De acordo com a Comissão de Direitos Humanos de Niterói, mais de 50 processos tramitam no Ministério Público para que a Prefeitura de Niterói faça encostas em áreas de risco. No entanto, a prefeitura tem recorrido alegando que “está preparando um estudo nessas localidades”.

Segundo o morador Johnny Nascimento, que está com a casa interditada, quando eles foram notificados — que teriam que deixar suas casas — a Emusa disse que, se eles quisessem permanecer no local, os moradores teriam que fazer um muro de contenção para evitar qualquer deslizamento.

“A negligência da prefeitura começa a parecer e isso é grave.
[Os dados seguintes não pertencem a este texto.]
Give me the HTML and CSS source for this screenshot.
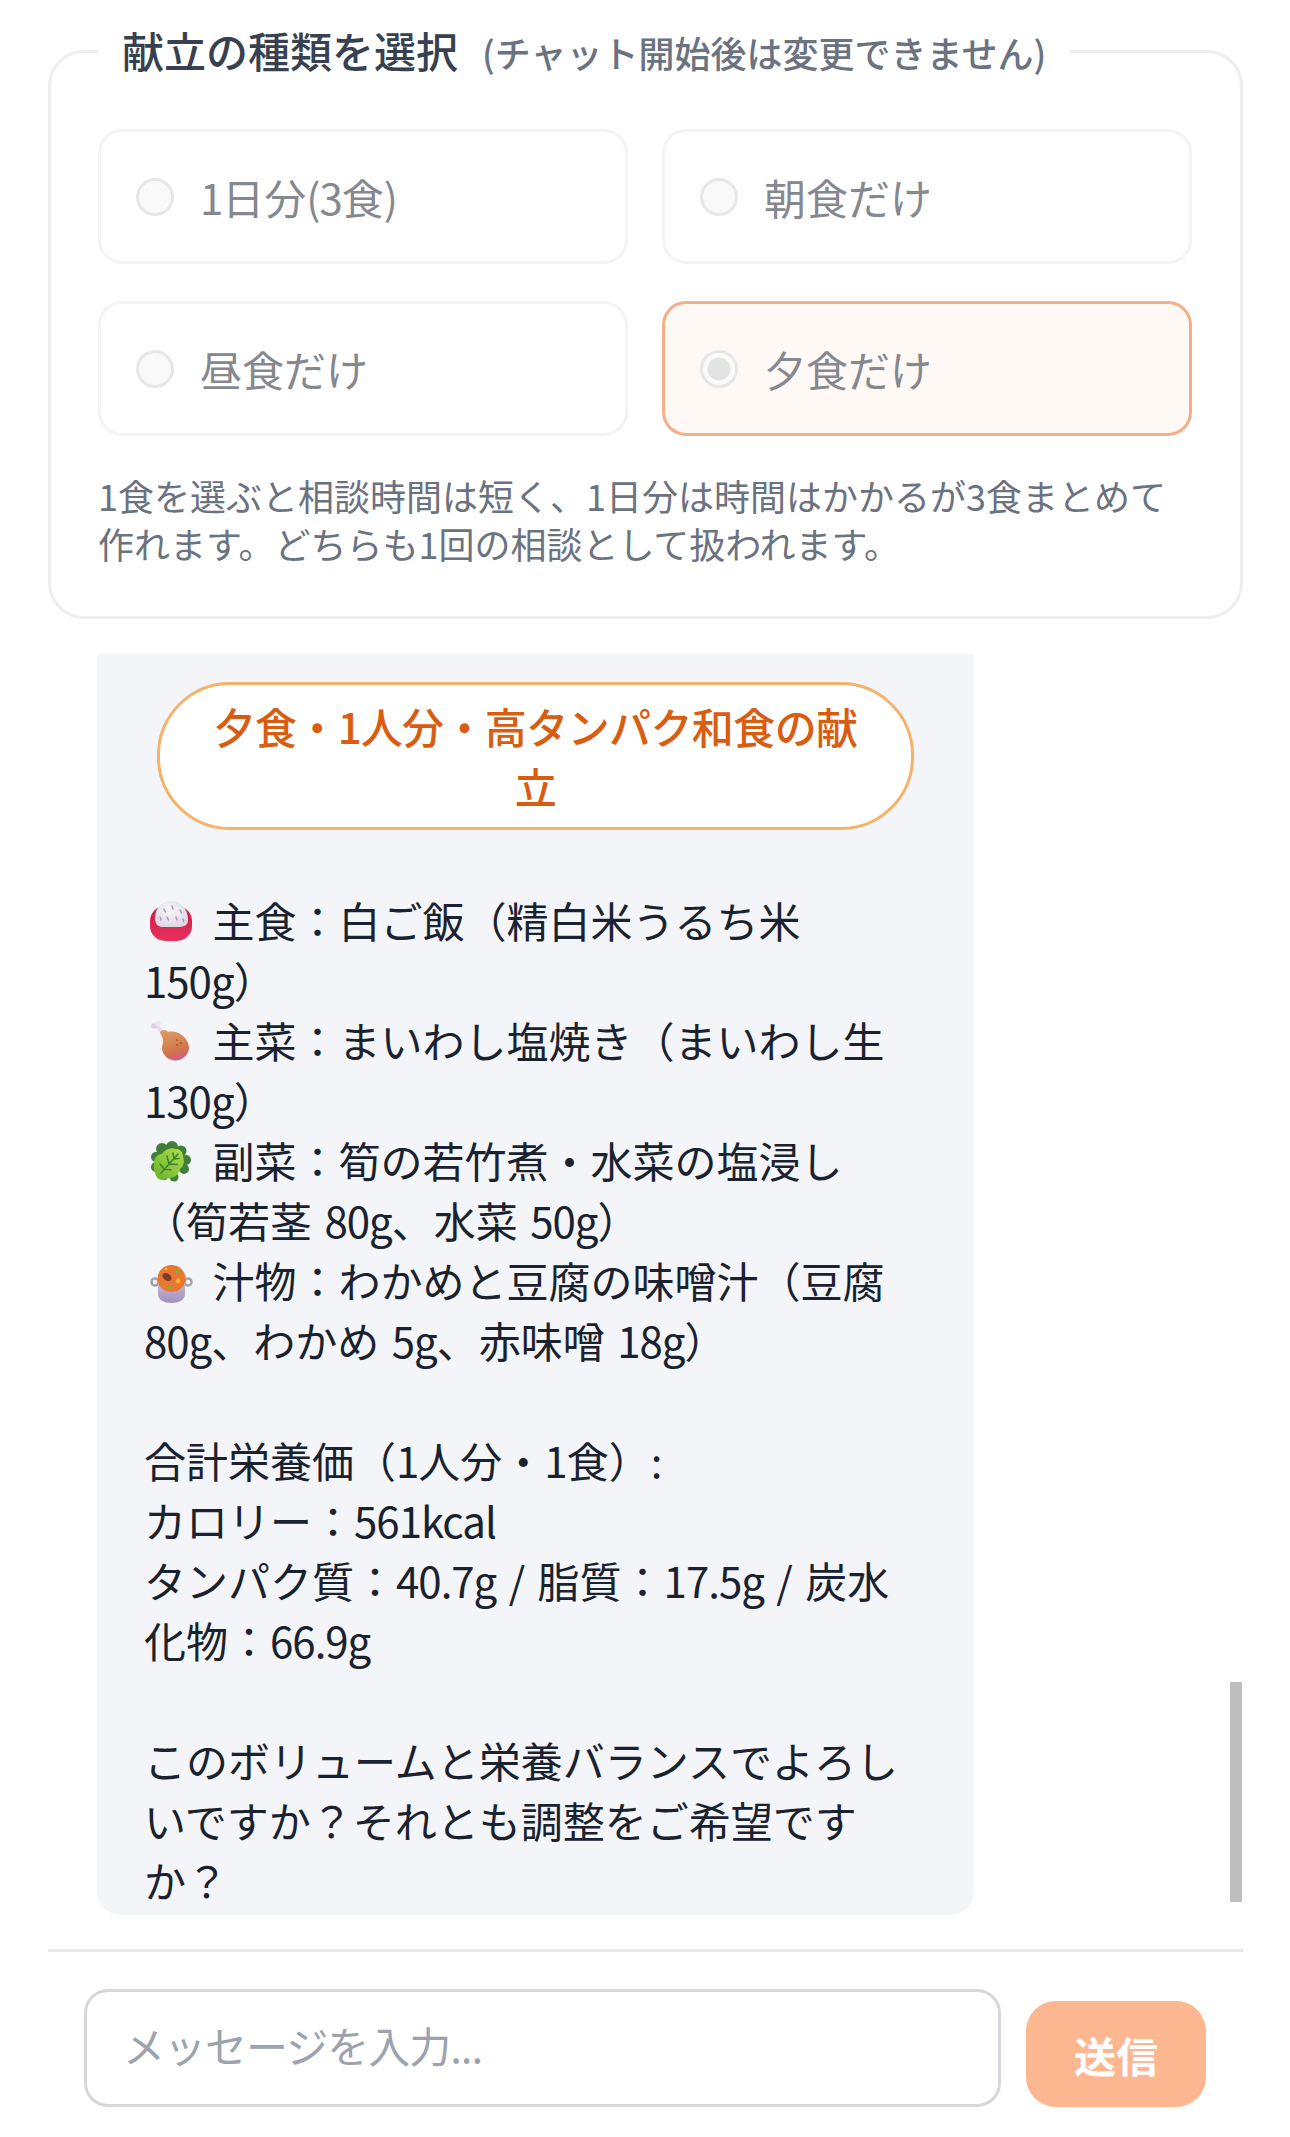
FILE: index.html
```html
<!DOCTYPE html>
<html lang="ja">
<head>
<meta charset="utf-8">
<title>献立チャット</title>
<link rel="stylesheet" href="styles.css">
</head>
<body>
<main class="app">
  <fieldset class="picker">
    <legend class="picker-legend"><span class="legend-main">献立の種類を選択</span><span class="legend-sub">(チャット開始後は変更できません)</span></legend>
    <div class="options">
      <label class="option"><input class="radio" type="radio" name="t" disabled><span><span class="num">1</span>日分<span class="num">(3</span>食<span class="num">)</span></span></label>
      <label class="option"><input class="radio" type="radio" name="t" disabled><span>朝食だけ</span></label>
      <label class="option"><input class="radio" type="radio" name="t" disabled><span>昼食だけ</span></label>
      <label class="option option-on"><input class="radio" type="radio" name="t" checked disabled><span>夕食だけ</span></label>
    </div>
    <p class="note">1食を選ぶと相談時間は短く、1日分は時間はかかるが3食まとめて作れます。どちらも1回の相談として扱われます。</p>
  </fieldset>

  <section class="chat">
    <article class="bubble">
      <h2 class="pill">夕食・<span class="num">1</span>人分・高タンパク和食の献立</h2>
      <p class="msg"><svg class="emoji" viewBox="0 0 52 52" aria-hidden="true"><defs><linearGradient id="bowl" x1="0" y1="0" x2="0" y2="1"><stop offset="0" stop-color="#c81f45"/><stop offset="1" stop-color="#ea2f5e"/></linearGradient><radialGradient id="rice" cx=".45" cy=".35" r=".7"><stop offset="0" stop-color="#f8f6fa"/><stop offset="1" stop-color="#dcd6e4"/></radialGradient></defs><rect x="6" y="10" width="42" height="35" rx="15" fill="url(#bowl)"/><path d="M11 22C11 12 18 5 27 5s17 7 17 19c0 6-5 7-10 7H19c-4 0-8-2-8-9z" fill="url(#rice)"/><path d="M20 13l1.500 3M28 10l1 3M36 14l1.500 3M23 21l1.500 3M32 21l1 3M16 21l1 3M39 23l.7 2.500" stroke="#a79ac0" stroke-width="1.500" stroke-linecap="round"/></svg> 主食：白ご飯（精白米うるち米<span class="num">150g</span>）<br>
<svg class="emoji" viewBox="0 0 52 52" aria-hidden="true"><defs><linearGradient id="leg" x1=".3" y1="0" x2=".6" y2="1"><stop offset="0" stop-color="#dd9a62"/><stop offset=".7" stop-color="#d0764a"/><stop offset="1" stop-color="#d6568e"/></linearGradient></defs><path d="M12 9l7 8" stroke="#e8ddee" stroke-width="4" stroke-linecap="round"/><circle cx="10" cy="10" r="2.800" fill="#dcd0e8"/><circle cx="14" cy="7.500" r="2.800" fill="#eee6f2"/><path d="M16 16c3-3 6-2 8 0 11-3 22 8 21 17-2 9-10 13-17 11-8-2-12-10-9-17 1-5-2-7-3-11z" fill="url(#leg)"/><circle cx="33" cy="24" r=".9" fill="#a9562f"/><circle cx="37" cy="27" r=".9" fill="#a9562f"/><circle cx="33" cy="29" r=".9" fill="#a9562f"/></svg> 主菜：まいわし塩焼き（まいわし生<span class="num">130g</span>）<br>
<svg class="emoji" viewBox="0 0 52 52" aria-hidden="true"><defs><linearGradient id="leaf" x1="0" y1="1" x2="1" y2="0"><stop offset="0" stop-color="#69b32b"/><stop offset="1" stop-color="#b0de4a"/></linearGradient></defs><g fill="#3f7f37"><circle cx="28" cy="11" r="6"/><circle cx="18" cy="13" r="6"/><circle cx="37" cy="15" r="5.500"/><circle cx="42" cy="24" r="5"/><circle cx="40" cy="33" r="5"/><circle cx="12" cy="21" r="5"/><circle cx="12" cy="31" r="5"/><circle cx="30" cy="41" r="4.500"/><circle cx="20" cy="40" r="4"/></g><path d="M10 27c0-6 4-9 8-9 3-5 9-7 14-5 5 0 7 4 7 8 2 5 0 10-3 12-2 7-8 10-13 9-5 3-10 2-11-3-2-3-3-8-2-12z" fill="url(#leaf)"/><path d="M17 37l17-19M25 28l-2-8M25 28l8 .5M30 23l-1-6M30 23l5-.5M20 33l-4-5M20 33l7 1" stroke="#3f7f37" stroke-width="1.600" stroke-linecap="round" fill="none"/></svg> 副菜：筍の若竹煮・水菜の塩浸し（筍若茎 <span class="num">80g</span>、水菜 <span class="num">50g</span>）<br>
<svg class="emoji" viewBox="0 0 52 52" aria-hidden="true"><defs><linearGradient id="pot" x1="0" y1="0" x2="0" y2="1"><stop offset="0" stop-color="#c8bcd6"/><stop offset="1" stop-color="#a390bd"/></linearGradient></defs><circle cx="11" cy="26" r="3.500" fill="none" stroke="#a8a2ae" stroke-width="2.600"/><circle cx="44" cy="26" r="3.500" fill="none" stroke="#a8a2ae" stroke-width="2.600"/><path d="M14 24h27v14c0 6-6 9-13.500 9S14 44 14 38z" fill="url(#pot)"/><ellipse cx="27.500" cy="22.500" rx="14" ry="13.500" fill="#e9772f"/><ellipse cx="23" cy="21" rx="5" ry="3.500" fill="#7d3b2c" transform="rotate(35 23 21)"/><circle cx="33" cy="16" r="2.200" fill="#7fae3a"/><circle cx="34" cy="25" r="2.400" fill="#f5b331"/><circle cx="26" cy="31" r="1.900" fill="#7fae3a"/><circle cx="22" cy="13" r="1.300" fill="#f5b331"/></svg> 汁物：わかめと豆腐の味噌汁（豆腐<span class="num">80g</span>、わかめ <span class="num">5g</span>、赤味噌 <span class="num">18g</span>）<br>
<br>
合計栄養価（<span class="num">1</span>人分・<span class="num">1</span>食）:<br>
カロリー：<span class="num">561kcal</span><br>
タンパク質：<span class="num">40.7g</span> / 脂質：<span class="num">17.5g</span> / 炭水化物：<span class="num">66.9g</span><br>
<br>
このボリュームと栄養バランスでよろしいですか？それとも調整をご希望ですか？</p>
    </article>
    <div class="scrollbar"></div>
  </section>

  <form class="composer">
    <input class="composer-input" type="text" placeholder="メッセージを入力...">
    <button class="send" type="button">送信</button>
  </form>
</main>
</body>
</html>
```

FILE: styles.css
```css
* { box-sizing: border-box; }
html, body { margin: 0; padding: 0; background: #fff; }
body { font-family: "Noto Sans CJK JP", "Noto Sans", sans-serif; color: #111827; }
.app { width: 1290px; height: 2137px; padding: 20px 47px 0 48px; display: flex; flex-direction: column; overflow: hidden; }
.num { letter-spacing: -1px; }

.picker { margin: 0; min-width: 0; border: 3px solid #eceef1; border-radius: 36px; padding: 47px 48px 49px 47px; }
.picker-legend { padding: 0 24px; line-height: 60px; white-space: nowrap; display: flex; align-items: baseline; gap: 24px; }
.legend-main { font-size: 42px; font-weight: 500; color: #374151; }
.legend-sub { font-size: 36px; font-weight: 500; color: #6b7280; }

.options { display: grid; grid-template-columns: 1fr 1fr; column-gap: 34px; row-gap: 37px; }
.option { height: 135px; display: flex; align-items: center; gap: 26px; padding: 0 35px; border: 3px solid #f3f4f5; border-radius: 24px; font-size: 42px; color: #85888e; background: #fff; }
.option-on { border-color: #f3b088; background: #fff9f5; }
.radio { appearance: none; -webkit-appearance: none; margin: 0; flex: none; width: 38px; height: 38px; border: 3px solid #e6e7e8; border-radius: 50%; background: #f9f9f9; }
.radio:checked { background: radial-gradient(circle, #e2e5e4 0 11px, #fbfaf9 12px); }

.note { margin: 35px 0 0; font-size: 36px; line-height: 48px; color: #6b7280; }

.chat { position: relative; flex: none; padding: 35px 0 34px 49px; }
.bubble { width: 877px; height: 1261px; padding: 28px 55px 0 47px; background: #f3f5f8; border-radius: 0 0 24px 24px; overflow: hidden; }
.pill { margin: 0 5px 60px 13px; padding: 11px 36px; border: 3px solid #f5b26b; border-radius: 73px; background: #fff; font-size: 42px; font-weight: 500; line-height: 60px; text-align: center; letter-spacing: -.6px; color: #d95d10; }
.msg { margin: 0; font-size: 42px; line-height: 60px; word-spacing: 3px; color: #1a2230; }
.emoji { display: inline-block; width: 52px; height: 52px; margin-right: 4px; vertical-align: -10px; }
.scrollbar { position: absolute; top: 1063px; right: 1px; width: 12px; height: 220px; background: #bdbdbd; }

.composer { flex: none; border-top: 3px solid #e8e9eb; padding: 37px 37px 0 36px; display: flex; align-items: flex-end; gap: 25px; }
.composer-input { flex: none; width: 917px; height: 118px; padding: 0 36px 8px; border: 3px solid #d5d7da; border-radius: 24px; font: inherit; font-size: 42px; color: #111827; background: #fff; }
.composer-input::placeholder { color: #9ca3af; letter-spacing: -1px; }
.send { flex: none; width: 180px; height: 106px; border: 0; border-radius: 30px; background: #fdb790; color: #fff; font: inherit; font-size: 42px; font-weight: 700; }
```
O investimento para política de assistência social em Niterói é menos de 1%. Tem que ter políticas públicas eficientes para ajudar que está em área de risco”, conta a deputada federal eleita Talíria Petrone (PSOL).

De acordo com levantamentos da Comissão de Direitos Humanos de Niterói, 20% da população da cidade mora em área de risco.

A professora de Arquitetura e Urbanismo da Universidade Federal Fluminense (UFF) Regina Bienenstein afirma que há mais de 40 mil moradias em assentamentos em Niterói, que ainda tem uma situação favorável frente ao Rio de Janeiro, já que a cidade não tem o nível de densidade da capital. Segundo ela, isso permite que a questão da moradia seja tratada em Niterói, sem necessidade de se realizar grandes remoções.

O problema, segundo ela, é a falta de aproveitamento dos projetos que são desenvolvidos, como o Plano Municipal de Lixo de 2007/2008, desenvolvido pela UFF, que nunca foi aplicado. "Hoje está se refazendo um trabalho que deveria estar sendo atualizado e a partir dali estabelecesse prioridade", disse. 

Ela ainda denuncia que neste mapeamento, a área do Morro da Boa Esperança era considerado como uma área de risco médio. "No mapeamento, a área deles está considerada como risco médio, em 2007, há 11 anos atrás. É óbvio que hoje estaria com alto risco. É normal. Não tem drenagem adequada, vai tirando o cálcio da pedra, isso é normal. Eu não sou especialista em risco, mas eu aprendi com os meus colegas que são. Esse é o caminho", declarou. 

"Temos projetos que nunca foram aplicados. Ou a Prefeitura assume a sua responsabilidade frente a todos os cidadãos ou nós continuaremos a ver periodicamente esse tipo de situação. Ou se trata junto as questões habitação e risco ou nós vamos continuar a testemunhar episódios e tragédias como esse", disse.

Ela ainda criticou o comportamento da prefeitura de Niterói, que, segundo ela, olha para essa população somente em situações emergenciais: "Isso sempre ocorre, a Prefeitura se mostra eficiente, porque se mostrou, tinha um mar de gente da Prefeitura lá cuidando de tudo. Acabou aquele pânico, aquela situação emergencial, cada um vai pra sua casa e as pessoas ficam anos em abrigos", finalizou. 

Família não querem ir para abrigos

As famílias afetadas pelo deslizamento no Boa Esperança estão se recusando a ir para os abrigos oferecidos pela prefeitura. O motivo da recusa é porque, segundo esses moradores, os locais são longe e estão afetando diretamente a rotina deles.

“Eu trabalho em Copacabana, como empregada doméstica, e moro lá em Piratininga como eu vou ir para um abrigo lá quase no Fonseca e depois vou deixar a minha filha de 11 anos lá sozinha?” lembra Marcela.

A criança estuda na escola municipal Maria Pereira das Neves, em Charitas.